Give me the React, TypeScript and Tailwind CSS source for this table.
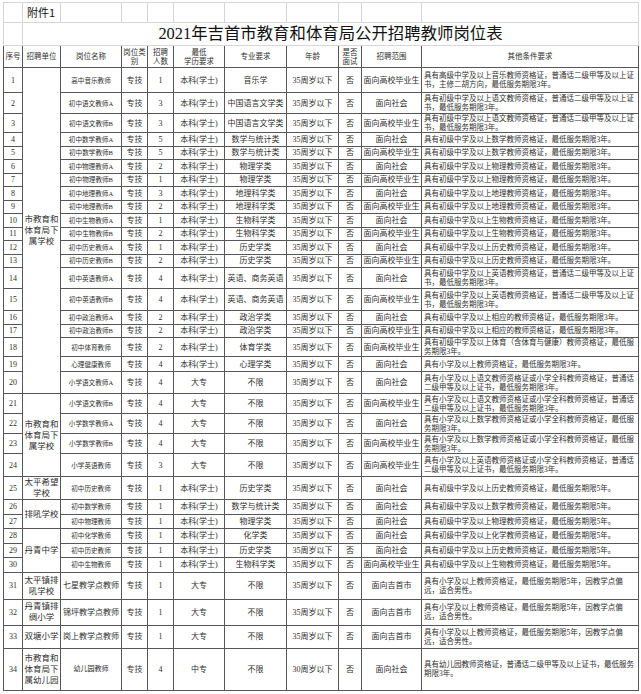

...

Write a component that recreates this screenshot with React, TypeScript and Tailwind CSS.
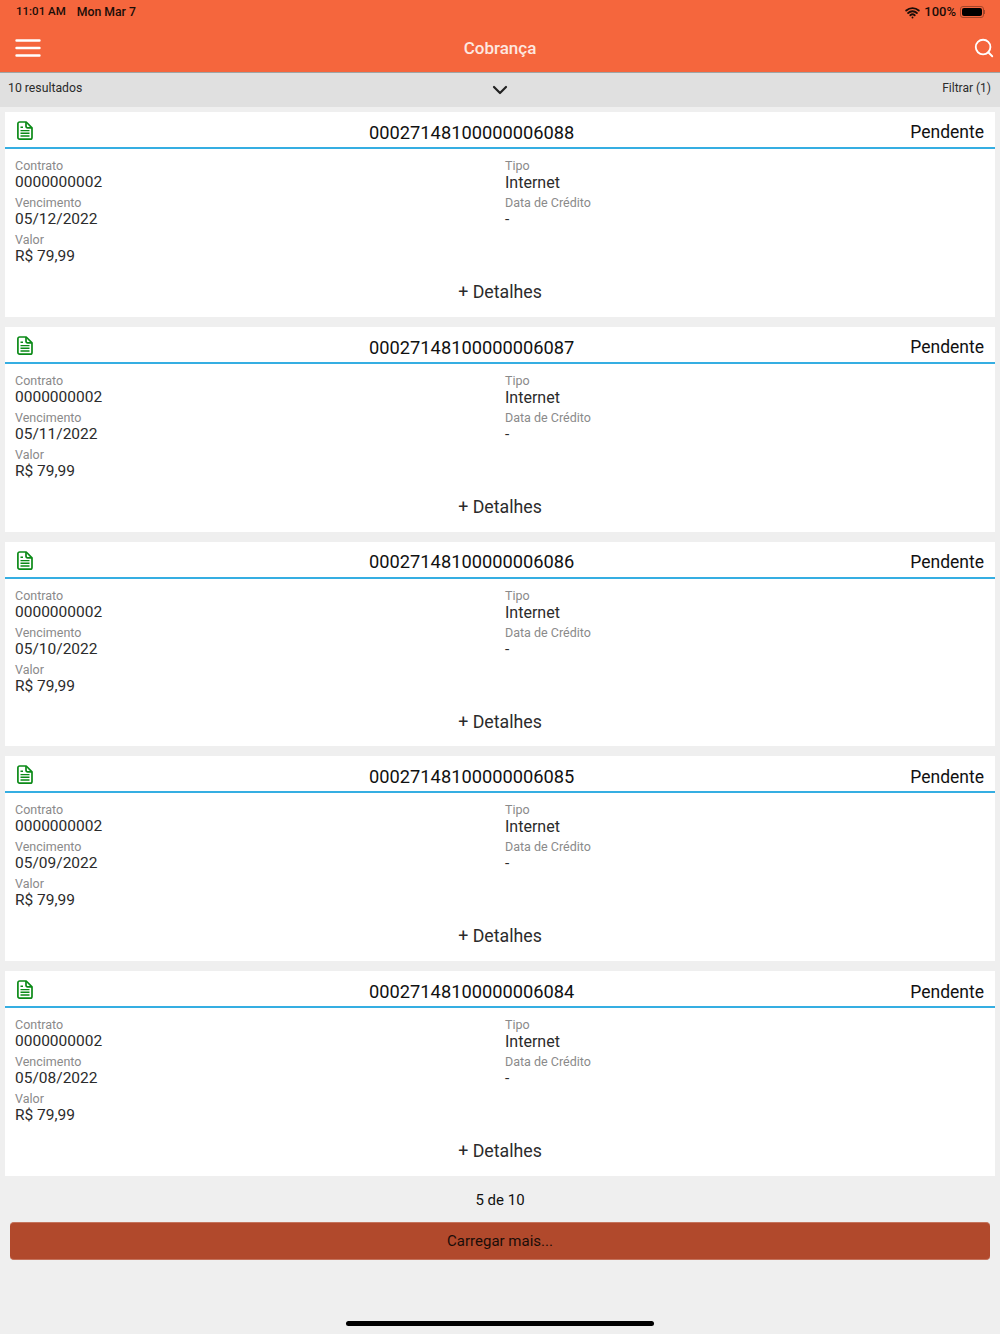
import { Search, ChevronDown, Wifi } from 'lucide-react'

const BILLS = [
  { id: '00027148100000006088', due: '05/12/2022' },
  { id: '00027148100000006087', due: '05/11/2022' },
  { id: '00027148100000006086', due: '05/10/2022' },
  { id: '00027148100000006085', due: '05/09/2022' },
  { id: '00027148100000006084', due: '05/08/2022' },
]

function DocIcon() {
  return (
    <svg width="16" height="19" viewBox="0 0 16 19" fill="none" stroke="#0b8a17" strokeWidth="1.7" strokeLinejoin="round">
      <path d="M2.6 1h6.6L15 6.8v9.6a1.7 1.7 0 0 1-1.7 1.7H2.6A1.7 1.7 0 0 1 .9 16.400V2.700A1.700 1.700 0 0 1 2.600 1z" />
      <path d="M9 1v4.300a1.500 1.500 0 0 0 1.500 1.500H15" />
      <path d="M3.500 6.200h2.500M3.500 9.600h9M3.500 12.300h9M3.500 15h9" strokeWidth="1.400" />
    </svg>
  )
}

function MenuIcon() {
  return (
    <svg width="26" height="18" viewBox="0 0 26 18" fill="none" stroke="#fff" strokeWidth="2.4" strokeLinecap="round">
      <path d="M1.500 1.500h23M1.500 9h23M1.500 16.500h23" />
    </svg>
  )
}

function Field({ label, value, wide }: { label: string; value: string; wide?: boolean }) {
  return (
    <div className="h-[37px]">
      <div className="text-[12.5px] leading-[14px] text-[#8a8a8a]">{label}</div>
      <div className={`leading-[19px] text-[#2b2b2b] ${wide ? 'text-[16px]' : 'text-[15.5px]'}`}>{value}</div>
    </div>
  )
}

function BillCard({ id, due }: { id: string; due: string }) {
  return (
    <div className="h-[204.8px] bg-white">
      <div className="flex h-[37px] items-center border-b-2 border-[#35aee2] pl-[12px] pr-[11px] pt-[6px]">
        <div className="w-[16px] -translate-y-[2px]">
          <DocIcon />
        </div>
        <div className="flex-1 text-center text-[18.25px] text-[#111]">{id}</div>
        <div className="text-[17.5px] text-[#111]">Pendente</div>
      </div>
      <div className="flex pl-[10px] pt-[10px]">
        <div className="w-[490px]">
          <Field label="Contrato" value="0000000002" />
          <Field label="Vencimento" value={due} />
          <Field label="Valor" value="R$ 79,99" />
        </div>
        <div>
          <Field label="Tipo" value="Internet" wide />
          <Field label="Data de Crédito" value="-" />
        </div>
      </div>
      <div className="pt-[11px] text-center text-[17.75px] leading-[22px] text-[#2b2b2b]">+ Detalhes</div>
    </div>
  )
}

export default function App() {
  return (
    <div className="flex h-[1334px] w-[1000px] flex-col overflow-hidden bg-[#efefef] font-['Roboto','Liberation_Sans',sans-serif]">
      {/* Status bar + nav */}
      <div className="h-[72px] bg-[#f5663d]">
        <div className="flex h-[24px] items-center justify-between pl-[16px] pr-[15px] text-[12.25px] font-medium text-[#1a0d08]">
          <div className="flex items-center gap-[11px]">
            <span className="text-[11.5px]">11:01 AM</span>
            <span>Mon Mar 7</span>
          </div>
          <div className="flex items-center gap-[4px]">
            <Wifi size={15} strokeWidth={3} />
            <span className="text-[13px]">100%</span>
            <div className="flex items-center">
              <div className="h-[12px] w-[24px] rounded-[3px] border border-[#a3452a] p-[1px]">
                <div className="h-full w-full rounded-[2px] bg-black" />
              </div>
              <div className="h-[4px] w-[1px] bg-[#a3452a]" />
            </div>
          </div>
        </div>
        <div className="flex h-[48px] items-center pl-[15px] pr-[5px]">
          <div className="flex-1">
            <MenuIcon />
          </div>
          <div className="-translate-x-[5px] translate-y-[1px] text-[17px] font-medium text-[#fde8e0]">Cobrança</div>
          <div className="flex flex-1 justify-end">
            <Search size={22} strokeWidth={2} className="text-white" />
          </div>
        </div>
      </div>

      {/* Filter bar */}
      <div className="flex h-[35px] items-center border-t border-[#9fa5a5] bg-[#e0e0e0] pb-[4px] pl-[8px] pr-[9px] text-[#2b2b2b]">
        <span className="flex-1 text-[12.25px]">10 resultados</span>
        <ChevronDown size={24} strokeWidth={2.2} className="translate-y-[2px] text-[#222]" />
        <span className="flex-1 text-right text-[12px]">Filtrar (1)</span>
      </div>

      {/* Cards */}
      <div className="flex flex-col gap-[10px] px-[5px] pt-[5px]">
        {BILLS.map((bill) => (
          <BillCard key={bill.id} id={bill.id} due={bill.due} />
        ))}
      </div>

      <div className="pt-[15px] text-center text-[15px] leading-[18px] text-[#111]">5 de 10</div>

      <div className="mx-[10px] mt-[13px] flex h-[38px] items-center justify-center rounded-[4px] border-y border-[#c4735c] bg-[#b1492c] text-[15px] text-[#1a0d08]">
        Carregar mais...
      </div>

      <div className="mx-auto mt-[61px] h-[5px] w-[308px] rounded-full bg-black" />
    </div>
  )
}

Exercise task:
From the data above, show each line that contains "this".

Written reply:
Give me the React, TypeScript and Tailwind CSS source for this table.
Write a component that recreates this screenshot with React, TypeScript and Tailwind CSS.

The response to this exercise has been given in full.